A foster-kid Roger Bomman loves the MLB California Angels, though they continue to be the worst team in the league. His estranged birth-father flippantly promises to reunite the family if the Angels make it to the World Series, with no intention of doing so. Roger resolves to ask God for some divine help, and prays that the team can turn things around. Soon thereafter, an angel from heaven named Al descends in response to the boy's plea and agrees to help the team so that the Roger can regain a family. California's hopeless coach, George Knox, is surprised when he sees he's team on achieve victory. Knox is not amused when Roger tells him the truth, that messengers from heaven are assist the team. When the team miraculously reaches the finals of the World Series, Knox begins to believe in the heavenly aid. Roger's father never returns to retrieve him. With Knox's job on the line, the urgency of the matter intensifies when the team struggles in the early innings of the final game. Together they learn that the spirits cannot and will not help the team in the last game of the Series, and hope for the team to rise above its follies.

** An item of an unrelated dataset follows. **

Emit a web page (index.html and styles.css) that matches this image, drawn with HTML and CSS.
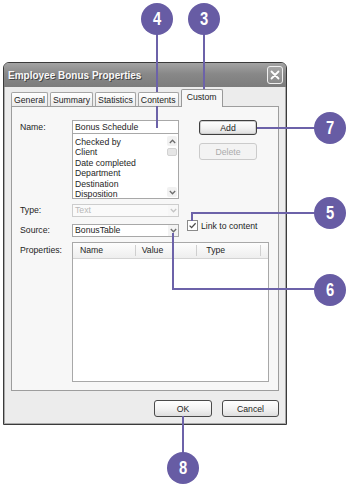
FILE: index.html
```html
<!DOCTYPE html>
<html>
<head>
<meta charset="utf-8">
<link rel="stylesheet" href="styles.css">
</head>
<body>
<div class="dialog">
  <div class="titlebar">
    <span class="title">Employee Bonus Properties</span>
    <span class="close"><svg width="10" height="10" viewBox="0 0 10 10"><path d="M1.5 1.5 L8.5 8.5 M8.5 1.5 L1.5 8.5" stroke="#fff" stroke-width="1.8" stroke-linecap="round"/></svg></span>
  </div>
  <div class="body">
    <div class="tabs">
      <div class="tab">General</div>
      <div class="tab">Summary</div>
      <div class="tab">Statistics</div>
      <div class="tab">Contents</div>
      <div class="tab active">Custom</div>
    </div>
    <div class="panel">
      <div class="top">
        <div class="form">
          <div class="row name-row">
            <div class="lbl lbl-name">Name:</div>
            <div class="field">
              <div class="input">Bonus Schedule</div>
              <div class="list">
                <div class="items">
                  <div>Checked by</div>
                  <div>Client</div>
                  <div>Date completed</div>
                  <div>Department</div>
                  <div>Destination</div>
                  <div>Disposition</div>
                </div>
                <div class="vscroll">
                  <span class="sbtn"><svg width="7" height="5" viewBox="0 0 7 5"><path d="M0.8 4 L3.5 1.2 L6.2 4" fill="none" stroke="#6d6d6d" stroke-width="1.3"/></svg></span>
                  <span class="thumb"></span>
                  <span class="sgap"></span>
                  <span class="sbtn"><svg width="7" height="5" viewBox="0 0 7 5"><path d="M0.8 1 L3.5 3.8 L6.2 1" fill="none" stroke="#6d6d6d" stroke-width="1.3"/></svg></span>
                </div>
              </div>
            </div>
          </div>
          <div class="row type-row">
            <div class="lbl">Type:</div>
            <div class="combo disabled">
              <span class="ctext">Text</span>
              <span class="carrow"><svg width="7" height="5" viewBox="0 0 7 5"><path d="M0.8 1 L3.5 3.8 L6.2 1" fill="none" stroke="#c4c4c4" stroke-width="1.3"/></svg></span>
            </div>
          </div>
          <div class="row source-row">
            <div class="lbl">Source:</div>
            <div class="combo">
              <span class="ctext">BonusTable</span>
              <span class="carrow"><svg width="7" height="5" viewBox="0 0 7 5"><path d="M0.8 1 L3.5 3.8 L6.2 1" fill="none" stroke="#6d6d6d" stroke-width="1.3"/></svg></span>
            </div>
            <div class="check">
              <span class="box"><svg width="9" height="9" viewBox="0 0 9 9"><path d="M1.6 4.6 L3.6 6.6 L7.6 2.2" fill="none" stroke="#4a4a4a" stroke-width="1.3"/></svg></span>
              <span>Link to content</span>
            </div>
          </div>
        </div>
        <div class="buttons">
          <div class="btn add">Add</div>
          <div class="btn del">Delete</div>
        </div>
      </div>
      <div class="row props-row">
        <div class="lbl lbl-props">Properties:</div>
        <div class="listview">
          <div class="lvhead">
            <div class="col c1">Name</div>
            <div class="col c2">Value</div>
            <div class="col c3">Type</div>
            <div class="col c4"></div>
          </div>
        </div>
      </div>
    </div>
    <div class="footer">
      <div class="btn ok">OK</div>
      <div class="btn cancel">Cancel</div>
    </div>
  </div>
</div>

<div class="callouts">
  <div class="ln v l4"></div>
  <div class="ln v l3"></div>
  <div class="ln h l7"></div>
  <div class="ln h l5h"></div>
  <div class="ln v l5v"></div>
  <div class="ln h l6h"></div>
  <div class="ln v l6v"></div>
  <div class="ln v l8"></div>
  <div class="badge b4"><span>4</span></div>
  <div class="badge b3"><span>3</span></div>
  <div class="badge b7"><span>7</span></div>
  <div class="badge b5"><span>5</span></div>
  <div class="badge b6"><span>6</span></div>
  <div class="badge b8"><span>8</span></div>
</div>
</body>
</html>
```

FILE: styles.css
```css
* { box-sizing: border-box; }
html, body { margin: 0; padding: 0; }
body {
  width: 350px;
  height: 490px;
  background: #fff;
  position: relative;
  overflow: hidden;
  font-family: "Liberation Sans", Arial, sans-serif;
  font-size: 8.7px;
  color: #1e1e1e;
}

.dialog {
  margin: 62px 0 0 3px;
  width: 284px;
  height: 363px;
  border: 1px solid #3a3a3a;
  border-radius: 6px 6px 0 0;
  background: #ececec;
  box-shadow: inset 1px 0 0 #a9a9a9, inset -1px 0 0 #a9a9a9, inset 0 -1px 0 #a9a9a9;
  display: flex;
  flex-direction: column;
}

.titlebar {
  height: 24px;
  display: flex;
  align-items: center;
  justify-content: space-between;
  padding: 0 3px 0 4px;
  background: linear-gradient(#a3a3a3, #888888 45%, #7c7c7c);
  border-radius: 5px 5px 0 0;
}
.title {
  font-weight: bold;
  font-size: 10px;
  color: #f8f8f8;
  text-shadow: 1px 1px 0 #444;
}
.close {
  width: 16px;
  height: 18px;
  border: 1px solid #f0f0f0;
  border-radius: 3px;
  background: linear-gradient(#a6a6a6, #8a8a8a);
  display: flex;
  align-items: center;
  justify-content: center;
}

.body {
  flex: 1;
  padding: 2px 7px 0;
  display: flex;
  flex-direction: column;
}

.tabs {
  display: flex;
  align-items: flex-end;
  gap: 2px;
  height: 17px;
  position: relative;
  z-index: 1;
}
.tab {
  height: 14px;
  padding: 0 2px;
  border: 1px solid #a5a5a5;
  border-bottom: none;
  border-radius: 2px 2px 0 0;
  background: linear-gradient(#ffffff, #ebebeb);
  display: flex;
  align-items: center;
}
.tab.active {
  height: 18px;
  margin-bottom: -1px;
  padding: 0 5px 3px;
  background: #f7f7f7;
  border-color: #999;
}

.panel {
  height: 285px;
  border: 1px solid #9d9d9d;
  background: #f7f7f7;
  padding: 13px 0 0 8px;
}

.top { display: flex; }
.form { width: 159px; flex-shrink: 0; display: flex; flex-direction: column; }
.row { display: flex; align-items: flex-start; }
.lbl { width: 52px; flex-shrink: 0; line-height: 13px; }
.lbl-name { line-height: 14px; }
.field { width: 107px; flex-shrink: 0; }

.input {
  height: 14px;
  border: 1px solid #a8a8a8;
  background: #fff;
  padding: 0 2px;
  line-height: 12px;
}
.list {
  height: 65px;
  border: 1px solid #a8a8a8;
  border-top: none;
  background: #fff;
  display: flex;
}
.items {
  flex: 1;
  padding: 3px 0 0 2px;
  line-height: 10.4px;
}
.vscroll {
  width: 11px;
  padding: 2px 1px 1px 0;
  display: flex;
  flex-direction: column;
  align-items: center;
}
.sbtn {
  width: 10px;
  height: 10px;
  background: #f1f1f1;
  border-radius: 2px;
  display: flex;
  align-items: center;
  justify-content: center;
}
.thumb {
  width: 10px;
  height: 8px;
  margin-top: 2px;
  background: #e6e6e6;
  border: 1px solid #d2d2d2;
  border-radius: 2px;
}
.sgap { flex: 1; }

.type-row { margin-top: 5px; }
.source-row { margin-top: 7px; }

.combo {
  width: 107px;
  flex-shrink: 0;
  height: 13px;
  border: 1px solid #a8a8a8;
  background: #fff;
  display: flex;
  align-items: center;
}
.ctext { flex: 1; padding-left: 2px; line-height: 11px; }
.carrow {
  width: 10px;
  height: 11px;
  display: flex;
  align-items: center;
  justify-content: center;
  background: #f3f3f3;
}
.combo.disabled { border-color: #cdcdcd; background: #fafafa; color: #b8b8b8; }
.combo.disabled .carrow { background: #f7f7f7; }

.check {
  flex-shrink: 0;
  white-space: nowrap;
  display: flex;
  align-items: center;
  gap: 3px;
  margin: -4px 0 0 8px;
}
.box {
  width: 11px;
  height: 11px;
  border: 1px solid #8a8a8a;
  background: #fff;
  display: flex;
  align-items: center;
  justify-content: center;
}

.buttons {
  margin-left: 20px;
  display: flex;
  flex-direction: column;
}
.btn {
  width: 58px;
  height: 15px;
  border: 1px solid #555;
  border-radius: 3px;
  background: linear-gradient(#ffffff, #f2f2f2 55%, #dedede);
  display: flex;
  align-items: center;
  justify-content: center;
}
.btn.add { border-color: #3f3f3f; box-shadow: inset 0 0 0 1px #cfcfcf; }
.btn.del {
  height: 17px;
  margin-top: 8px;
  border-color: #cbcbcb;
  color: #ababab;
  background: #f3f3f3;
}

.props-row { margin-top: 5px; }
.lbl-props { line-height: 16px; }
.listview {
  width: 197px;
  height: 140px;
  border: 1px solid #a8a8a8;
  background: #fff;
}
.lvhead {
  height: 16px;
  display: flex;
  background: linear-gradient(#fdfdfd, #eeeeee);
  border-bottom: 1px solid #d3d3d3;
}
.col {
  padding-left: 7px;
  border-right: 1px solid #cfcfcf;
  margin: 2px 0;
  line-height: 11px;
}
.c1 { width: 64px; }
.c2 { width: 63px; padding-left: 6px; }
.c3 { width: 65px; padding-left: 9px; }
.c4 { flex: 1; border-right: none; }

.footer {
  margin-top: 9px;
  display: flex;
  justify-content: flex-end;
  gap: 10px;
}
.btn.ok, .btn.cancel { height: 17px; border-color: #4a4a4a; }
.btn.cancel { width: 57px; }

.callouts {
  position: absolute;
  left: 0;
  top: 0;
  width: 350px;
  height: 490px;
  pointer-events: none;
}
.ln { position: absolute; background: #6c62a9; }
.ln.v { width: 2px; }
.ln.h { height: 2px; }
.l4 { left: 156px; top: 30px; height: 98px; }
.l3 { left: 203px; top: 30px; height: 59px; }
.l7 { left: 257px; top: 127px; width: 60px; }
.l5h { left: 191px; top: 212px; width: 126px; }
.l5v { left: 191px; top: 212px; height: 9px; }
.l6h { left: 172px; top: 288px; width: 145px; }
.l6v { left: 172px; top: 233px; height: 57px; }
.l8 { left: 182px; top: 416px; height: 40px; }

.badge {
  position: absolute;
  width: 32px;
  height: 32px;
  border-radius: 50%;
  background: #675ca4;
  color: #fff;
  display: flex;
  align-items: center;
  justify-content: center;
  font-family: "Liberation Sans", Arial, sans-serif;
  font-weight: bold;
  font-size: 18px;
}
.badge span { display: block; transform: scaleX(0.82); }
.b4 { left: 141px; top: 3px; }
.b3 { left: 188px; top: 3px; }
.b7 { left: 314px; top: 112px; }
.b5 { left: 314px; top: 197px; }
.b6 { left: 314px; top: 274px; }
.b8 { left: 167px; top: 452px; }
```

Angels in the Endzone (1997)

The Westfield High School Angels football team have yet to win a game, in the last decade. Jesse Harper the team's halfback is a rising star, and gives the team hope in the upcoming season. This changes when after a severe rainstorm, Jesse's father dies in a motor vehicle accident. Saddened by these events, Jesse quits the team. Realizing that football gave Jesse purpose and motivation, his younger brother Kevin prays for help. Al the Angel returns to again to help the family with their loss, specifically focusing on Jesse. The angel assists the team in ending their losing streak, and seeks to change the lives of these brothers who suffer and struggle at the loss of their father.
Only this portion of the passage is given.